▶ Short problem
Extract each line of the records below that contains the word "styled".

▶ Data section

-*-

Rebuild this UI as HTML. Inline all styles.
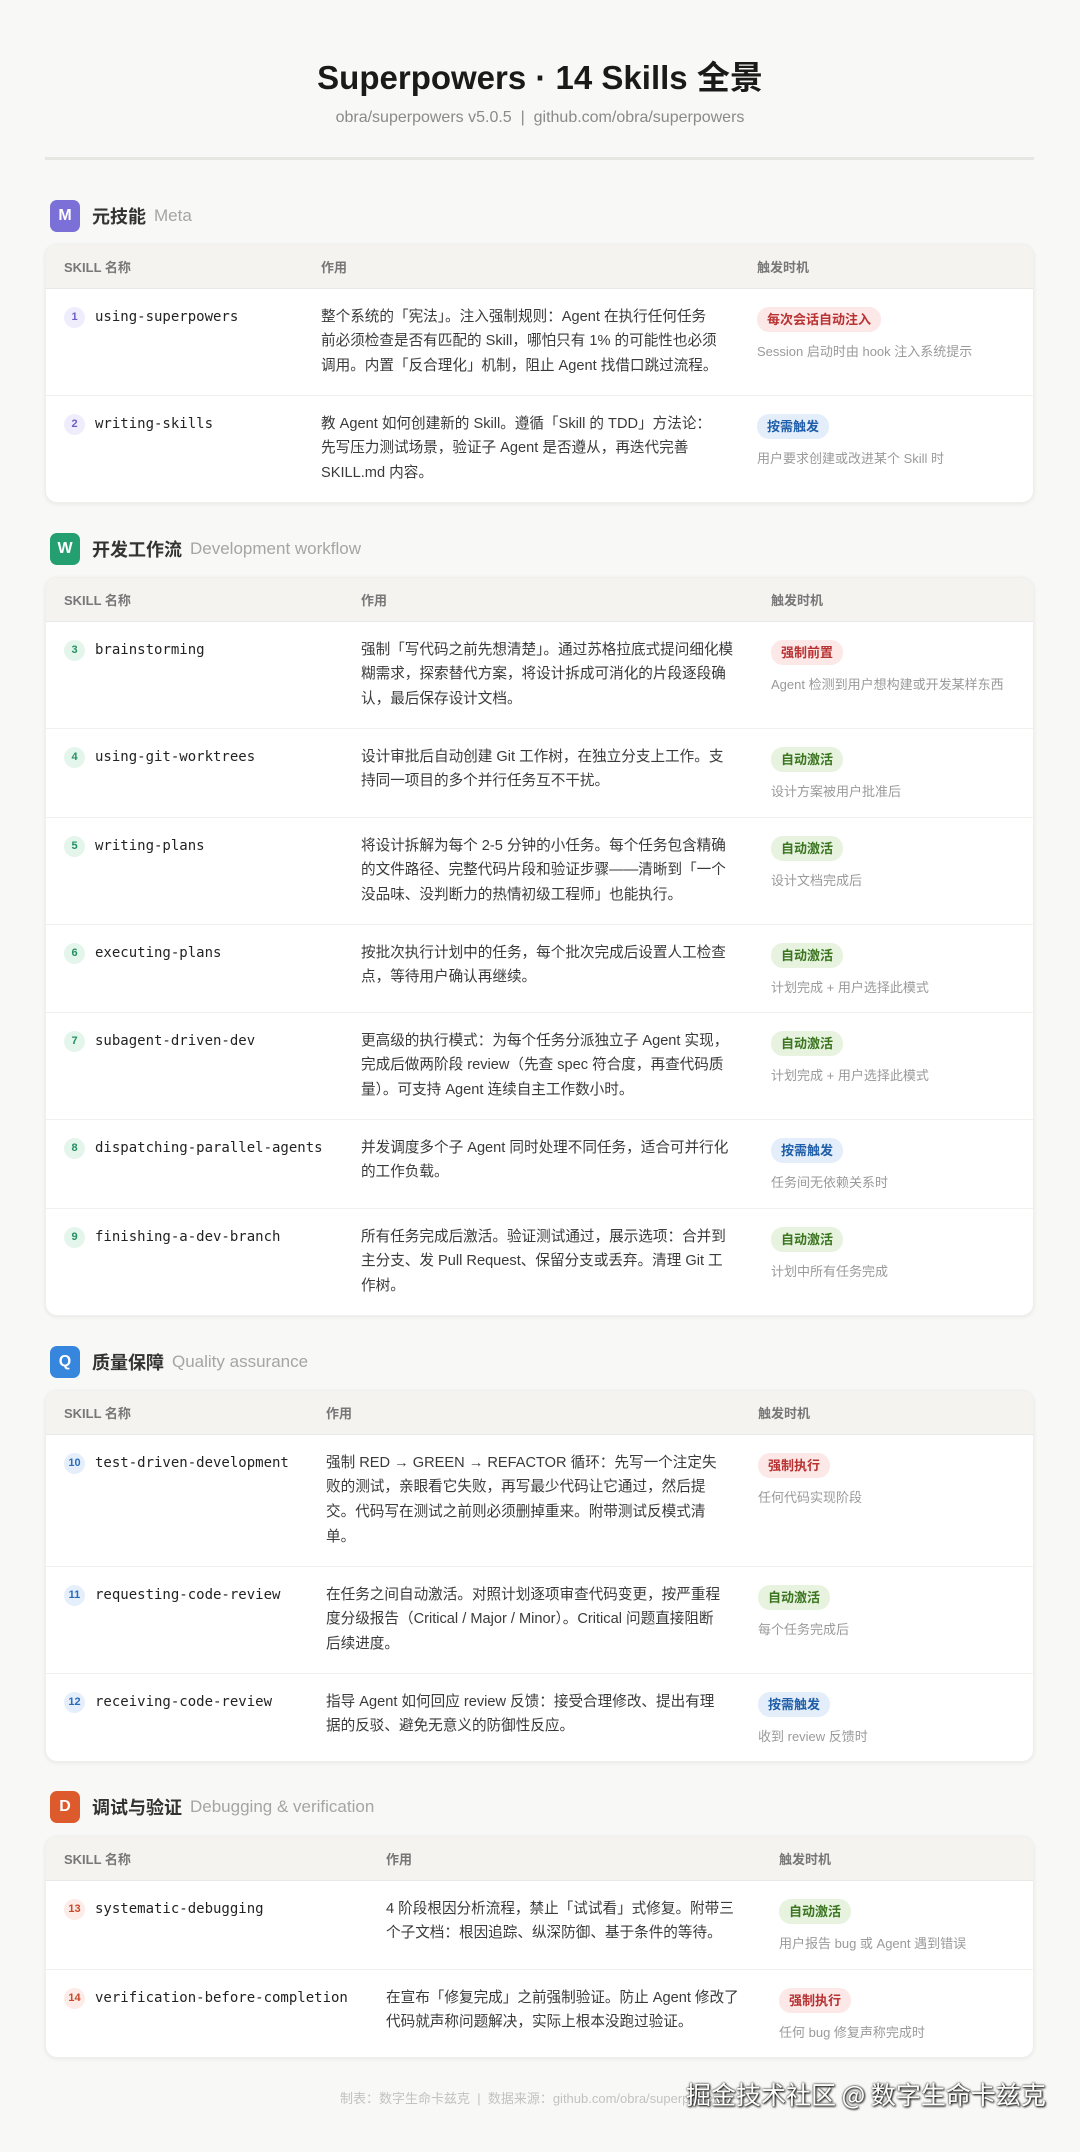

-*-

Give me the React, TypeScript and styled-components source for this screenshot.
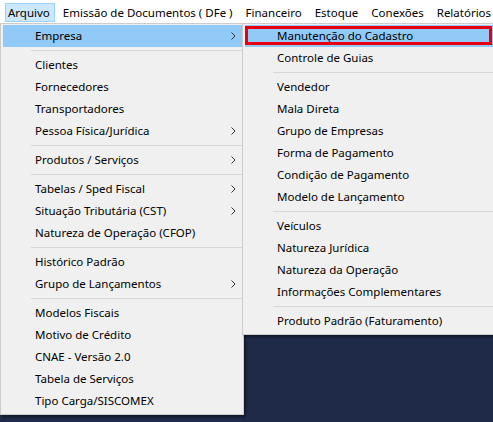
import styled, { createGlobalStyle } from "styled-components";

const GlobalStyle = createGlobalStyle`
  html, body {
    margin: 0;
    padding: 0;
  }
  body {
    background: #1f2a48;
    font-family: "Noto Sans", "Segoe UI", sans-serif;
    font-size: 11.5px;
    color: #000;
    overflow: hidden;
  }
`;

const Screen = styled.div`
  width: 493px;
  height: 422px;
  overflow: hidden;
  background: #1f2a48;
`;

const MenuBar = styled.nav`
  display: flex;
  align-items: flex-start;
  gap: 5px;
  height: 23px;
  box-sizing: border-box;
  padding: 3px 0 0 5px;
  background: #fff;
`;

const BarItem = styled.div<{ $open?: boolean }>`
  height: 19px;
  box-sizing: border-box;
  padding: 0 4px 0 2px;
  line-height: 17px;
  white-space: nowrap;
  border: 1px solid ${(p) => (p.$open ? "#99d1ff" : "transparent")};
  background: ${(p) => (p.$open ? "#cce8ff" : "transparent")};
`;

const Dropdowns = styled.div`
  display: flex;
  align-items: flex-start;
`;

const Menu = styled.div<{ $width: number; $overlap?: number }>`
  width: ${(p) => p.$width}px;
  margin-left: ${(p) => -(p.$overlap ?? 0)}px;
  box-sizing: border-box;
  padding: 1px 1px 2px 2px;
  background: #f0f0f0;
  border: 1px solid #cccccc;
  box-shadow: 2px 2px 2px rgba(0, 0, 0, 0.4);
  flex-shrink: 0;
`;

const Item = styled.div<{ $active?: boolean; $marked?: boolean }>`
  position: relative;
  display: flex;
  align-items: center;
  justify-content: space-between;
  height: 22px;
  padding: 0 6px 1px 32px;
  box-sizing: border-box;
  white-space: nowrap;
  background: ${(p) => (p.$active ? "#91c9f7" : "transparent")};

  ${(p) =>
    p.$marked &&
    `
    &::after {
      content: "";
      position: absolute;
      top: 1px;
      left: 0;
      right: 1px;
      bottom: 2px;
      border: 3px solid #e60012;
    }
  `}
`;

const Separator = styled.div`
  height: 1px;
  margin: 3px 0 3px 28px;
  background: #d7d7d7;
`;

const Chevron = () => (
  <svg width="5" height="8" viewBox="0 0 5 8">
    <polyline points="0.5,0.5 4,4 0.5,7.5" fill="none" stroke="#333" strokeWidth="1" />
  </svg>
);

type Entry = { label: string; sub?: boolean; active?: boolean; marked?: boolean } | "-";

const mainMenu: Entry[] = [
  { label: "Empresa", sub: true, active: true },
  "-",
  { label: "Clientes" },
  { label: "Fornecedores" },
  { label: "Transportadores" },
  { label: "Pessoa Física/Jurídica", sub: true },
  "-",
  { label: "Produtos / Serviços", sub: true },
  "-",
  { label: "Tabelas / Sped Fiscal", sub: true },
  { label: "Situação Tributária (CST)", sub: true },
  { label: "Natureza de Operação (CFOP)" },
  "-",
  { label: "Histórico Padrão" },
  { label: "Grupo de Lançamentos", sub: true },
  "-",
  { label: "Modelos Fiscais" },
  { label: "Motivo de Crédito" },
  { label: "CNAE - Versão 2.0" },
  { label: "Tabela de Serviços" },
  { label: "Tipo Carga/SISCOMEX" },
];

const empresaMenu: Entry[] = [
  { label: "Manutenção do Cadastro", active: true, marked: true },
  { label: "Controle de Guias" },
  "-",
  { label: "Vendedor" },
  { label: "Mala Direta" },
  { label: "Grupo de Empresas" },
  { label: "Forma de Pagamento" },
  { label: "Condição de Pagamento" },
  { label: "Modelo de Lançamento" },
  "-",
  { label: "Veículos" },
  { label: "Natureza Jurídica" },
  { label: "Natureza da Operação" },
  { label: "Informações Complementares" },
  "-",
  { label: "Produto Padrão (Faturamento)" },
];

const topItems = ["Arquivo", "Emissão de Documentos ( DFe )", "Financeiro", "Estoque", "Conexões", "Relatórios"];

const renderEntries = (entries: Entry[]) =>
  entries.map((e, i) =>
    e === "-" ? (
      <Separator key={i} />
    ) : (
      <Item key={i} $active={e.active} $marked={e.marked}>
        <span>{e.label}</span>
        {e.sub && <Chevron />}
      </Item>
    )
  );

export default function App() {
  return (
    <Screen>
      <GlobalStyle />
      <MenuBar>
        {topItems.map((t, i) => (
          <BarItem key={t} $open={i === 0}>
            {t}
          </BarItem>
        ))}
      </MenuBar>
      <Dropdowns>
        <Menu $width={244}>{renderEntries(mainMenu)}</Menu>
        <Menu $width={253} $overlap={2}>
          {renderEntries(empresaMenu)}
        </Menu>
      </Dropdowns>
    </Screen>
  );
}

-*-

▶ Response
Give me the React, TypeScript and styled-components source for this screenshot.
import styled, { createGlobalStyle } from "styled-components";
const Screen = styled.div`
const MenuBar = styled.nav`
const BarItem = styled.div<{ $open?: boolean }>`
const Dropdowns = styled.div`
const Menu = styled.div<{ $width: number; $overlap?: number }>`
const Item = styled.div<{ $active?: boolean; $marked?: boolean }>`
const Separator = styled.div`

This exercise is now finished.